Durante seu governo, a polícia reprime qualquer tentativa de manifestação em massa. Seus adversários políticos denunciavam uma “ditadura”, o que ele negava. “Somos um país democrático. Temos muitos partidos”, ele argumenta em uma entrevista, em 2013.

“Ele é um verdadeiro déspota, um falso democrata”, declarou o rapper Adão Bunga “McLife”, do Movimento Revolucionário para Angola.

Amante da música e da poesia, Zedu, como foi apelidado, dividia seu tempo entre o próprio palácio presidencial, em cor-de-rosa colonial, e uma residência na zona sul de Luanda.
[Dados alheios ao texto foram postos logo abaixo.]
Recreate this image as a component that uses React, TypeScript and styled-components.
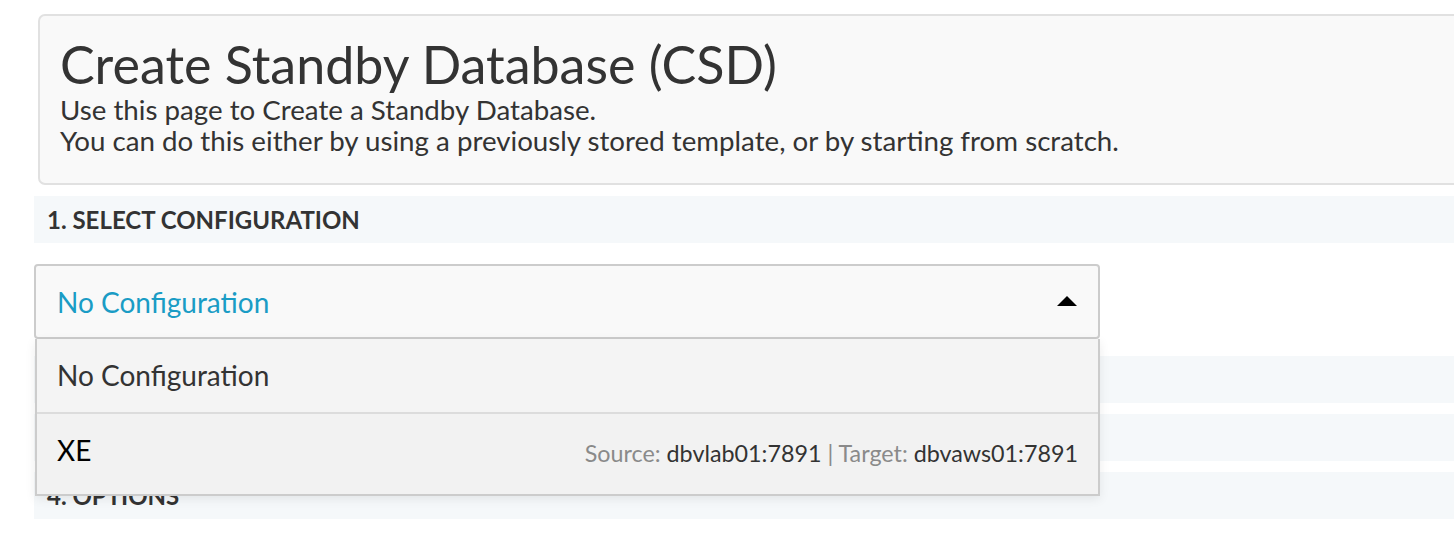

Em 2013, confidenciou a uma emissora de televisão brasileira seu “cansaço de poder”, descrevendo seu reinado como “longo demais”.

Câncer e aposentaria

Apenas em dezembro de 2016, quando surgiram rumores de que ele sofreria de câncer, Dos Santos anuncia enfim sua aposentadoria. Como prometido, ele deixa seu lugar alguns meses depois ao seu protegido João Lourenço.

Uma das filhas do ex-presidente, Tchizé dos Santos, quer que o corpo do pai seja submetido a uma autópsia. É preciso que “o corpo do ex-presidente seja preservado e que não seja devolvido [à Angola] antes que seja feita uma autópsia”, indicou, nesta sexta-feira, a filha do ex-líder em comunicado enviado à AFP, poucos dias depois de apresentar uma denúncia à polícia espanhola por “supostos atos de tentativa de homicídio”.